## Task directions
Take the lines of the data below from the very first through the line containing "const floors = ['5." and output them exactly, pictures excluded.
::::::::::
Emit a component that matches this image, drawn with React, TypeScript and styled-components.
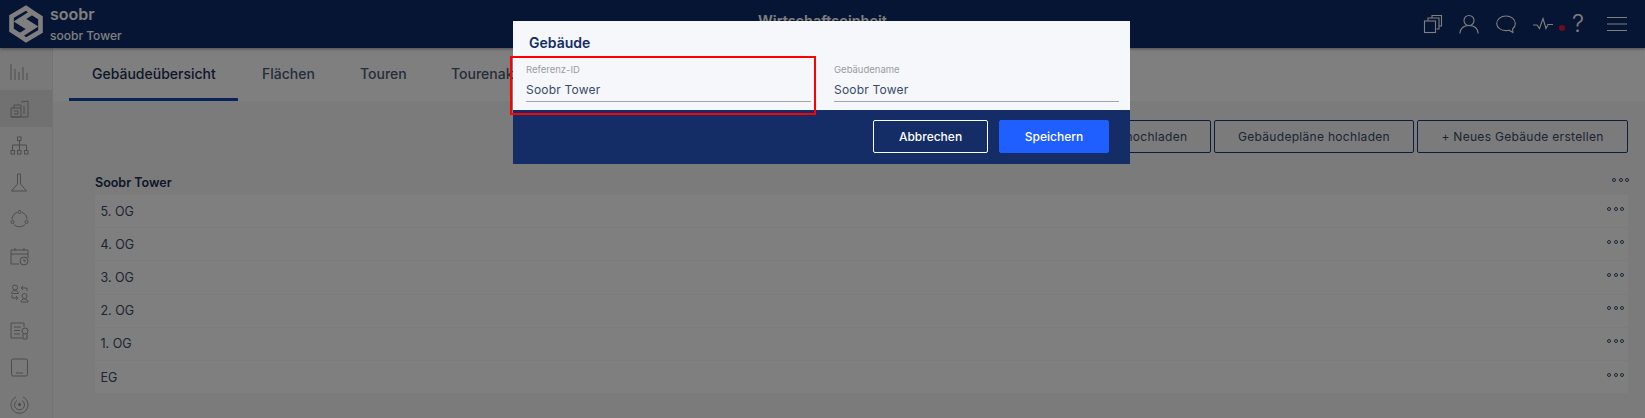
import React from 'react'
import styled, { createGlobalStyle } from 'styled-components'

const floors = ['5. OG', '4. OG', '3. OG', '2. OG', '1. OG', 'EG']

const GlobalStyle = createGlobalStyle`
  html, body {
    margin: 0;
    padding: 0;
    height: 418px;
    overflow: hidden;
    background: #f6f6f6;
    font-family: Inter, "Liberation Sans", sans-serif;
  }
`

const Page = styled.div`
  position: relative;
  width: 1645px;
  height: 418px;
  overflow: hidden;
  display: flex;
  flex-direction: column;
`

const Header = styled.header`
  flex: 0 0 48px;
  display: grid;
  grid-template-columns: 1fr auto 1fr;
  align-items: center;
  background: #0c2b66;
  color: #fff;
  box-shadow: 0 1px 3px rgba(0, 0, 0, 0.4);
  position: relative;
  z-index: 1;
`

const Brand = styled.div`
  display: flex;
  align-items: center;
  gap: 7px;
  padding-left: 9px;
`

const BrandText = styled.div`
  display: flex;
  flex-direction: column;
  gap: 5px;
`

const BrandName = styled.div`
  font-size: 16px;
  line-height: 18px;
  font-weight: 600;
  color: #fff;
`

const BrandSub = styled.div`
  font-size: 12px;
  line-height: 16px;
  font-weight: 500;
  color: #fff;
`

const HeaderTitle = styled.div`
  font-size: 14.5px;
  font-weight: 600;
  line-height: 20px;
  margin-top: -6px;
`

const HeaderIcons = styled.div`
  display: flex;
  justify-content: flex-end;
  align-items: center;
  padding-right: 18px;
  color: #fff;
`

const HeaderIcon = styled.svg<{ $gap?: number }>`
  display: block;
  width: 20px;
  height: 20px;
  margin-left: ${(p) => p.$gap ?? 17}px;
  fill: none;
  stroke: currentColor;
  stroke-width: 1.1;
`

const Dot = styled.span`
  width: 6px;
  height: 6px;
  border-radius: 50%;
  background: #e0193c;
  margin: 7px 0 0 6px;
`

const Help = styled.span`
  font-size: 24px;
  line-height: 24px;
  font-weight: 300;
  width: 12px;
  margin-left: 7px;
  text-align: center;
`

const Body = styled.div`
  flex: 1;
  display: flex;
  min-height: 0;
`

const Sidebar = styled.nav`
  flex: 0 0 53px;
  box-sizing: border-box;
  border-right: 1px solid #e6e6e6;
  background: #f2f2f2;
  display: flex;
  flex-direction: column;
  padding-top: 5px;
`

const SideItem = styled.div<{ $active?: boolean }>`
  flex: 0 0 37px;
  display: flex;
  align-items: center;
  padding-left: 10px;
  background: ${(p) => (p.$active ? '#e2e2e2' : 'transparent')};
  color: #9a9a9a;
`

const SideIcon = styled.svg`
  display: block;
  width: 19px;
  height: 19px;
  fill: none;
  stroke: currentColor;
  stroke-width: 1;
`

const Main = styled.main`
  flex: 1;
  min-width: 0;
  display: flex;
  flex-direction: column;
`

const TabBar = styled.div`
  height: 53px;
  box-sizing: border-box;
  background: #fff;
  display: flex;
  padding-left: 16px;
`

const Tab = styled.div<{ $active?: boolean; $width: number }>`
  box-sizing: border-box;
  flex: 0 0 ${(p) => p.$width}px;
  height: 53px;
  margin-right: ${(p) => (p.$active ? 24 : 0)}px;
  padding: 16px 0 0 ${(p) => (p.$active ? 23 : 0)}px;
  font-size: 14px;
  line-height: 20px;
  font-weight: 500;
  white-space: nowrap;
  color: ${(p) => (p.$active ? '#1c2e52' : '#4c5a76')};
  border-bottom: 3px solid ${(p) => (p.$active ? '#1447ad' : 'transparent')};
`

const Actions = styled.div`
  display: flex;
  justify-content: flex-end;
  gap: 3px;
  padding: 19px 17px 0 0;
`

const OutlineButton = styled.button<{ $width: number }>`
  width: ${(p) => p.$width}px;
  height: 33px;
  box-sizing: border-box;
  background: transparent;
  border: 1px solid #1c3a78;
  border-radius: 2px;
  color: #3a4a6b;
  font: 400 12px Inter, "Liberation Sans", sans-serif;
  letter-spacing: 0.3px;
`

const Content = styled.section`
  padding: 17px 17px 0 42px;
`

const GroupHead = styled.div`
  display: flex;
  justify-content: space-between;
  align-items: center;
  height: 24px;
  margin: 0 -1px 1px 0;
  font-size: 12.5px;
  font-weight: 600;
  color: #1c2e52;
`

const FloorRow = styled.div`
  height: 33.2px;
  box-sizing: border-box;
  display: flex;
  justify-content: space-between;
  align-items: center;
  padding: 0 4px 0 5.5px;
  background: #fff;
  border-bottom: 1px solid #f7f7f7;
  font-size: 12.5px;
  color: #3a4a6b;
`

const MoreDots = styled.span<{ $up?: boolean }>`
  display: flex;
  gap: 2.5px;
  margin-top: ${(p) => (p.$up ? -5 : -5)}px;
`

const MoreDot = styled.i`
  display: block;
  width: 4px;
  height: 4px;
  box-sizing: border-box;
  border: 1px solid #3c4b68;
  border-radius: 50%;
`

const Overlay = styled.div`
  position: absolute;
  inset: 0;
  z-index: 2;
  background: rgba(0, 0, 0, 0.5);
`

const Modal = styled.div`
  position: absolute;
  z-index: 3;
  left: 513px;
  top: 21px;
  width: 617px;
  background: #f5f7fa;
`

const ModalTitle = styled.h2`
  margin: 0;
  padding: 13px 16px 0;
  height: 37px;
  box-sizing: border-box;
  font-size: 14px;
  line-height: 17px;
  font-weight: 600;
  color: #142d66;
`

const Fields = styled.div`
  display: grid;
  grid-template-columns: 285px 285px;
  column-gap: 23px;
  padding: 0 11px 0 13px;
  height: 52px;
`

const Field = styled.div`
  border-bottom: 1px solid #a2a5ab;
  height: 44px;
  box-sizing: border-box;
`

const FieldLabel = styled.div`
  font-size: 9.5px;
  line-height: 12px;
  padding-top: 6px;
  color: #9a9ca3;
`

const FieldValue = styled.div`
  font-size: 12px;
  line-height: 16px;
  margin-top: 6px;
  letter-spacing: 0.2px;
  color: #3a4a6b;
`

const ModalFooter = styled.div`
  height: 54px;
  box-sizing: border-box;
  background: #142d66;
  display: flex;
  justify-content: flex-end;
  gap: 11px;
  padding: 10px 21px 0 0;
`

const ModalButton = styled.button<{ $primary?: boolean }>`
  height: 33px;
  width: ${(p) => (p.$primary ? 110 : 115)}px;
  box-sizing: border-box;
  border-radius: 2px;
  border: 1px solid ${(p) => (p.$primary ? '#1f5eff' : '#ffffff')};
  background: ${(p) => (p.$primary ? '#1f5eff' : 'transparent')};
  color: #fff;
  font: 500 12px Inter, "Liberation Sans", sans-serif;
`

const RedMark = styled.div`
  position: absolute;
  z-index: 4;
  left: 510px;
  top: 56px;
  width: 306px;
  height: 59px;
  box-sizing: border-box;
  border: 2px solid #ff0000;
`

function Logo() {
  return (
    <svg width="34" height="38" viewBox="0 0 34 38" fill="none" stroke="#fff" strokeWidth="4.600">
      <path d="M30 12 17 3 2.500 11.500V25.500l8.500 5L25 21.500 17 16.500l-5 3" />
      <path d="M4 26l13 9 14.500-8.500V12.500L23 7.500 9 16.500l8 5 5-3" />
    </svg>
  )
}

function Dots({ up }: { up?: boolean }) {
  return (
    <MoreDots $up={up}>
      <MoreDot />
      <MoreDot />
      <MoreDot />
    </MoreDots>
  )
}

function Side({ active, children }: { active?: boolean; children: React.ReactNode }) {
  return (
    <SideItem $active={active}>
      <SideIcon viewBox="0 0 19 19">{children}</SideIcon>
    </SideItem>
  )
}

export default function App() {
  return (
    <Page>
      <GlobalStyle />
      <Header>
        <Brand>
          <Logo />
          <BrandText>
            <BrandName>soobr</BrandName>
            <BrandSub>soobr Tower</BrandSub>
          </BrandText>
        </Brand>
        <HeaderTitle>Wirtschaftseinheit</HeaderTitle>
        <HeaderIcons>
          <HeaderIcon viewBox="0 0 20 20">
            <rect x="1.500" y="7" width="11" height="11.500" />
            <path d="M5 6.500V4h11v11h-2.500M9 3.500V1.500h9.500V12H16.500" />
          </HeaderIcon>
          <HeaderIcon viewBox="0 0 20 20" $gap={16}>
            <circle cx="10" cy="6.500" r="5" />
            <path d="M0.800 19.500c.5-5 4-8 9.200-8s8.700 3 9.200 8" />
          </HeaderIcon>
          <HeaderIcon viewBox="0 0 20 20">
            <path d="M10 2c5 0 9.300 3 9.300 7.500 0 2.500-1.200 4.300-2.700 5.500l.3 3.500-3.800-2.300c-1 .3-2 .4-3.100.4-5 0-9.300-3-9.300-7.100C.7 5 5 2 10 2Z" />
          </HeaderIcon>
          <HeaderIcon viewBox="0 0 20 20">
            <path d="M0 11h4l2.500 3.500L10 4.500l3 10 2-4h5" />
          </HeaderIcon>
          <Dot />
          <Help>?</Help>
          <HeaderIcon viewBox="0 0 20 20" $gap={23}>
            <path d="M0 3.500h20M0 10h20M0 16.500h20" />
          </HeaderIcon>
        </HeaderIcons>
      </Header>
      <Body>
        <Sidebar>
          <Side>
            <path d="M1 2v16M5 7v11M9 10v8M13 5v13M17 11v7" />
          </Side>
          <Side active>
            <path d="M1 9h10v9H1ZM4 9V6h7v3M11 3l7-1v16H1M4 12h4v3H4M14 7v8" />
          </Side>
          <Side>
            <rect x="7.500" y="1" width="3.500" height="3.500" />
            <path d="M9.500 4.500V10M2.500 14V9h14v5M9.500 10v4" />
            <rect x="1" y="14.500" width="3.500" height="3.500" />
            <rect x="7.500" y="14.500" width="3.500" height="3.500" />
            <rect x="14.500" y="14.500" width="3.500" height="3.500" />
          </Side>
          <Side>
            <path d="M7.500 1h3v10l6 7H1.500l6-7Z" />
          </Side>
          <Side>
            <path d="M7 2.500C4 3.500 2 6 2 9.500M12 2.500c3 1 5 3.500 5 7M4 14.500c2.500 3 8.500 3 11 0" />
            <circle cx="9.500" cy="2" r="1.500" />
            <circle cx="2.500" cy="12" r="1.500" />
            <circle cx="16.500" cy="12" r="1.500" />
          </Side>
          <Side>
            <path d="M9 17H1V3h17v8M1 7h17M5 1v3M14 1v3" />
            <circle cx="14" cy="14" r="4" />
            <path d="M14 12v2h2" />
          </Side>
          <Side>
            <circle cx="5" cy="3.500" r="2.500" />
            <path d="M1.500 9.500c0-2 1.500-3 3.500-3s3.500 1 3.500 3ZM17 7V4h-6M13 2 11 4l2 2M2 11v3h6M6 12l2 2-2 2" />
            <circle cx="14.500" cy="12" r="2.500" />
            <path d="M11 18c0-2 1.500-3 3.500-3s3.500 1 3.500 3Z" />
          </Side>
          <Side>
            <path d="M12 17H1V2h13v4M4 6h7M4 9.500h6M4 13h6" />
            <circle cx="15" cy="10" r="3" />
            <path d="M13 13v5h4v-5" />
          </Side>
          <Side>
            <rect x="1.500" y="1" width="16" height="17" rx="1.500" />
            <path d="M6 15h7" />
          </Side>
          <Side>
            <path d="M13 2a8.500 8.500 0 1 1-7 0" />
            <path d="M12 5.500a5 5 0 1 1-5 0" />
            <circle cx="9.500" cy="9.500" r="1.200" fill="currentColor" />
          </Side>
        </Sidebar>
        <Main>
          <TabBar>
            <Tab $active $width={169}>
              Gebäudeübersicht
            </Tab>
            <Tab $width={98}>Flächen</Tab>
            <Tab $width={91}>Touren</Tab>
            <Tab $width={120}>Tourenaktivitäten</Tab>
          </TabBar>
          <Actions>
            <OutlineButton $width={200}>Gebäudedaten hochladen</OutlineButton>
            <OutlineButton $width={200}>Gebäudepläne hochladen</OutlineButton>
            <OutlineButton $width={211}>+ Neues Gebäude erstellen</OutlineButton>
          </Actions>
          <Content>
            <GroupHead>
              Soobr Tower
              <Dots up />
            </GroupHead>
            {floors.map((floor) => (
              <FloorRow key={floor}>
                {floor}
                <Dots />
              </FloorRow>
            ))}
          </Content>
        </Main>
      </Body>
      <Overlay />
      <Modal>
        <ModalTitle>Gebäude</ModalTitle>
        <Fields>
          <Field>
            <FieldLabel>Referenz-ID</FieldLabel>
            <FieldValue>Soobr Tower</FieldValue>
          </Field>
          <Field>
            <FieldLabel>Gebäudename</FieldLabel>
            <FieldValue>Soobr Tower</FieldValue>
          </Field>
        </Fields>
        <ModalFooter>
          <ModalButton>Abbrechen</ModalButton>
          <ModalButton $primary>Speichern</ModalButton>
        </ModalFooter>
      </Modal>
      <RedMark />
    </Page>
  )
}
::::::::::
## Exercise answer
Emit a component that matches this image, drawn with React, TypeScript and styled-components.
import React from 'react'
import styled, { createGlobalStyle } from 'styled-components'

const floors = ['5. OG', '4. OG', '3. OG', '2. OG', '1. OG', 'EG']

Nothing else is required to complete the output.